As a low-budget movie, “Sissy” makes very good use of cinematography (by Steve Arnold) to convey certain moods. Certain pivotal scenes are bathed in an eerie crimson red. And the color pink is a constant presence in the movie, to conjure up the childhood friendship of Cecilia/Sissy and Emma as a reminder of not only their happy memories but also what went wrong to cause their long estrangement.

Before going on the getaway trip, Cecilia looks back on a childhood video of her and Emma where they were wearing pink wigs, so Cecilia decides to dye her hair pink. It’s a symbolic of how Cecilia wishes she could go back to this happy time in her life. “Sissy” also has an original score (by Kenneth Lambl) that also skillfully goes back and forth between whimsical and ominous, to reflect these contrasting moods in the movie.

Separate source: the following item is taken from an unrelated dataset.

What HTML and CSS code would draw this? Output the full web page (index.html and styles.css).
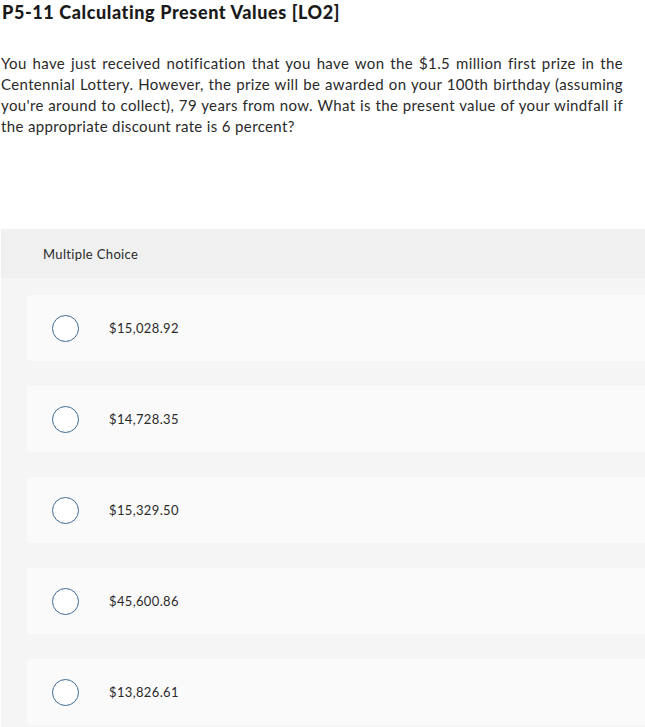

But all of these elements really wouldn’t work as well without the performances of the cast members and the direction of the film, which get the tone of a satirical horror film just right. The heart of the movie (as well as the terror) is really about the cauldron of emotions stirred up when Cecilia, Emma and Alex are all on this unsettling trip together. Dee, Barlow and De Margheriti give the movie’s best performances as this trio of women coming to terms with their past. And because Cecilia is the most complex of these characters, Dee has the standout performance.

“Sissy” is not for viewers who are easily disturbed by seeing bloody violence in movies. However, for people who can tolerate this type of content, “Sissy” offers more than the usual horror movie clichés. It’s easy for horror movies to stage bloody death scenes that are messy. But what “Sissy” accomplishes is much harder: It shows in intriguing and sometimes uncomfortably funny ways how life, relationships and people’s inner psyches can be messy too.

UPDATE: Shudder and AMC+ will premiere “Sissy” on September 30, 2022.